Begin GIVEN MATERIAL
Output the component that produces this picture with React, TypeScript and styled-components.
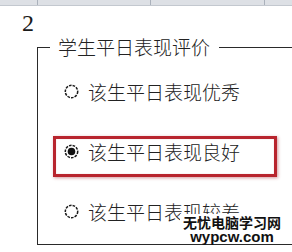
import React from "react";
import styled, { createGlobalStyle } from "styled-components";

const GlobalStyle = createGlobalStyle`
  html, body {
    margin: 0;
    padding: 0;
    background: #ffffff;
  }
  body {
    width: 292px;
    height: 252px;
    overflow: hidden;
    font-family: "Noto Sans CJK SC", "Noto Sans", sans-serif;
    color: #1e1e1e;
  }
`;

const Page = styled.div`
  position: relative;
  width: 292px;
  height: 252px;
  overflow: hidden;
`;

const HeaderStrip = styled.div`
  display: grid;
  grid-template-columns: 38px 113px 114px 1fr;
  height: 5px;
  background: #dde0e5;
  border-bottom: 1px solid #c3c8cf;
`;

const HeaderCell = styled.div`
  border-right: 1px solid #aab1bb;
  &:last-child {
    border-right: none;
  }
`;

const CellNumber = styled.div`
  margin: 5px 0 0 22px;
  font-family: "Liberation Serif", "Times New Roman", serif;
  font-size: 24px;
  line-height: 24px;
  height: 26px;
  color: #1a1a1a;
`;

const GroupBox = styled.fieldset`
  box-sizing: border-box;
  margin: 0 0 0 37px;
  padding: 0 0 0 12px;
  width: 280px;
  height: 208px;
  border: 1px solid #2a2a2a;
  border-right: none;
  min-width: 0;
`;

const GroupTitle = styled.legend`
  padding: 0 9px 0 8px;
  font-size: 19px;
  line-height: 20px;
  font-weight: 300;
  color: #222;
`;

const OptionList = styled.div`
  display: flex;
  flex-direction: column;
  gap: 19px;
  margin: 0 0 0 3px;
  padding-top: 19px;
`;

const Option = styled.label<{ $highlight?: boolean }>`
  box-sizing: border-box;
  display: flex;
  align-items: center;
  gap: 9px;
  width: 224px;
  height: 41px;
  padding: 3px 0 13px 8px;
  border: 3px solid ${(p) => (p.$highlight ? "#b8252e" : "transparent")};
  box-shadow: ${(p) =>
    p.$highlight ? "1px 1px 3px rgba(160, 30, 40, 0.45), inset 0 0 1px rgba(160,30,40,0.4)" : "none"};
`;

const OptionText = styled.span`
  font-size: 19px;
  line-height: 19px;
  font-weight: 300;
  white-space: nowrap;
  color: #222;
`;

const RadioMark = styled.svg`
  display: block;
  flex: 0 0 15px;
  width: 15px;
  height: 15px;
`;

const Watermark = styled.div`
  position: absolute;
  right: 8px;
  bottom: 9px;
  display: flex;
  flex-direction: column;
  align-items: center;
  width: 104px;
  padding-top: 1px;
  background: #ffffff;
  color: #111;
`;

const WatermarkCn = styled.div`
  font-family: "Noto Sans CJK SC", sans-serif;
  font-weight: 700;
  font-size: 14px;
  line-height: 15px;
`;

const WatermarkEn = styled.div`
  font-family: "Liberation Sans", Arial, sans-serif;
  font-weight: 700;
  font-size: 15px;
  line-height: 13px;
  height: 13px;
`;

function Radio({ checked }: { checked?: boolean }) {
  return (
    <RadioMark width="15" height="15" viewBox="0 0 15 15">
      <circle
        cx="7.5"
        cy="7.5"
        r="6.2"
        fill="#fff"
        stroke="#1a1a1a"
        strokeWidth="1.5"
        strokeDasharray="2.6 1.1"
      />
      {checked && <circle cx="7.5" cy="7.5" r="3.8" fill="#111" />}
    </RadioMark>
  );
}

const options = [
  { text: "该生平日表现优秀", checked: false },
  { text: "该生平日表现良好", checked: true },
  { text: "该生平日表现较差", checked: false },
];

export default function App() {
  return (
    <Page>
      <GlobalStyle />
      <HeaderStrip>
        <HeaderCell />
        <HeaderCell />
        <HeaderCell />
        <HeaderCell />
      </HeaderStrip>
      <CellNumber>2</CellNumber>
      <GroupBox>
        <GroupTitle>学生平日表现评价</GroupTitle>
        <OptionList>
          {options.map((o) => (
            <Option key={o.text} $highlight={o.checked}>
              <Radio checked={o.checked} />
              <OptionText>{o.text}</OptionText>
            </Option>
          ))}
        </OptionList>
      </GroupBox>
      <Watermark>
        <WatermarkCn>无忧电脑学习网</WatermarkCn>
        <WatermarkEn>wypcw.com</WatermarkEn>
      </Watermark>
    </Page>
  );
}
End GIVEN MATERIAL
▸ AIM: Extract, from the listing above, every line where the string "React" occurs.

▸ EXPECTED OUTPUT:
Output the component that produces this picture with React, TypeScript and styled-components.
import React from "react";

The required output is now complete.